Der Irak muss ein Erfolg werden – das liegt im westlichen Interesse

Man soll Pferde ja nicht von hinten aufzäumen. Aber Politik von ihrem Ergebnis her denken, das darf man. Was also wird das Resultat der deutschen Irakpolitik sein? Werden im Herbst 2004 deutsche Soldaten in Bagdad für Ordnung sorgen? Gut möglich. Auch wenn es gegenwärtig noch nicht danach aussieht.

Fangen wir von vorn an. Täglich sterben US-Soldaten im Irak. In den USA gibt es für ein solches Szenario das Schreckenswort „quagmire“: Sumpf, Schlamassel, Vietnam. So weit sind wir noch nicht. Aber die Richtung beunruhigt. Dass es so gekommen ist, liegt nicht an der Naivität der amerikanischen Kriegsplaner. Es liegt an der Ohnmacht des US-Außenministeriums gegenüber dem Pentagon. Dort, im Verteidigungsministerium, hat man eben getan, was man gut kann – Krieg führen. Jetzt, beim Wiederaufbau, muss das Pentagon in den Hintergrund treten. Sein Chef Donald Rumsfeld hat etwas zögerlich gesagt, dass er sich durchaus auch deutsche und französische Soldaten im Irak vorstellen kann. Der US-Senat hat einstimmig die Internationalisierung des Einsatzes gefordert. Das bindet niemanden, ist aber ein Signal: Amerika braucht Hilfe.

Und was will Deutschland? Berlin muss wollen, dass der Irak ein Erfolg wird – unabhängig vom Streit über die Richtigkeit des Krieges. Deutschland muss wollen, dass das Morden endet, dass ein Staat entsteht, der beileibe keine Musterdemokratie zu sein hat, aber eine Ordnung mit Verantwortlichkeiten, Rechten und Freiheiten.
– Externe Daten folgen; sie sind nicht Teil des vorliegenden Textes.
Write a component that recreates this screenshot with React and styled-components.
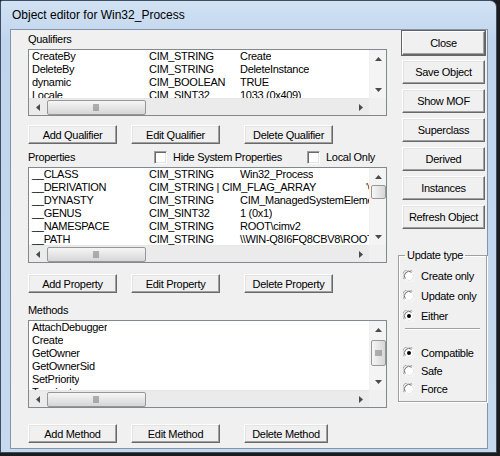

Amerikas Erfolg im Irak liegt im deutschen Interesse.

Den Wünschen stehen die Fähigkeiten gegenüber. Die Bundeswehr kann schwerlich mehr leisten, als sie bereits leistet. Die immer unwahrscheinlichere Ausweitung des Einsatzes in Afghanistan könnte zwar Kapazitäten bringen, doch kaum in nennenswertem Umfang. Und auf dem Balkan, wo tausende deutsche Soldaten zur Stabilität beitragen, bräche ohne diese Schutztruppen das wenige, das gewonnen ist, sofort zusammen. Manövriermasse gibt es also kaum.

Bleiben die Zwänge. Gäbe es in Bagdad bereits eine Übergangsregierung, bäte diese um Hilfe, wäre ein solcher Einsatz von den UN mandatiert – Deutschland könnte sich kaum entziehen. Finanzielle und personelle Engpässe wären damit nicht beseitigt. Doch sie wären aufzuwiegen gegen die Interessen der Bundesrepublik. Nicht um einen Kniefall vor Washington geht es, auch wenn bessere transatlantische Beziehungen fraglos im Berliner Interesse wären. Es ginge darum, im Irak Verantwortung zu tragen und damit ein Akteur zu sein, wenn in einer Region von zentraler strategischer und ökonomischer Bedeutung für Europa die Karten neu gemischt werden. Und es ginge darum, Erfahrung im „nation building“ und Deutschlands guten Ruf in der arabischen Welt zu nutzen.

Was eine legitime Interimsverwaltung ist, darüber lässt sich trefflich streiten. Unstrittig ist der Rahmen für alle nun anstehenden Debatten. Vier Milliarden Dollar pro Monat kostet die USA der Einsatz in Irak – Berlin hat bilateral bislang vier Millionen Euro für humanitäre Hilfe bereitgestellt. Die beiden Ziffern zeigen die Dimensionen, um die es geht. Ob der Irak-Frieden gelingt oder scheitert, wird ein zentraler Prüfstein für die Glaubwürdigkeit westlicher Politik. Westlicher – nicht nur amerikanischer.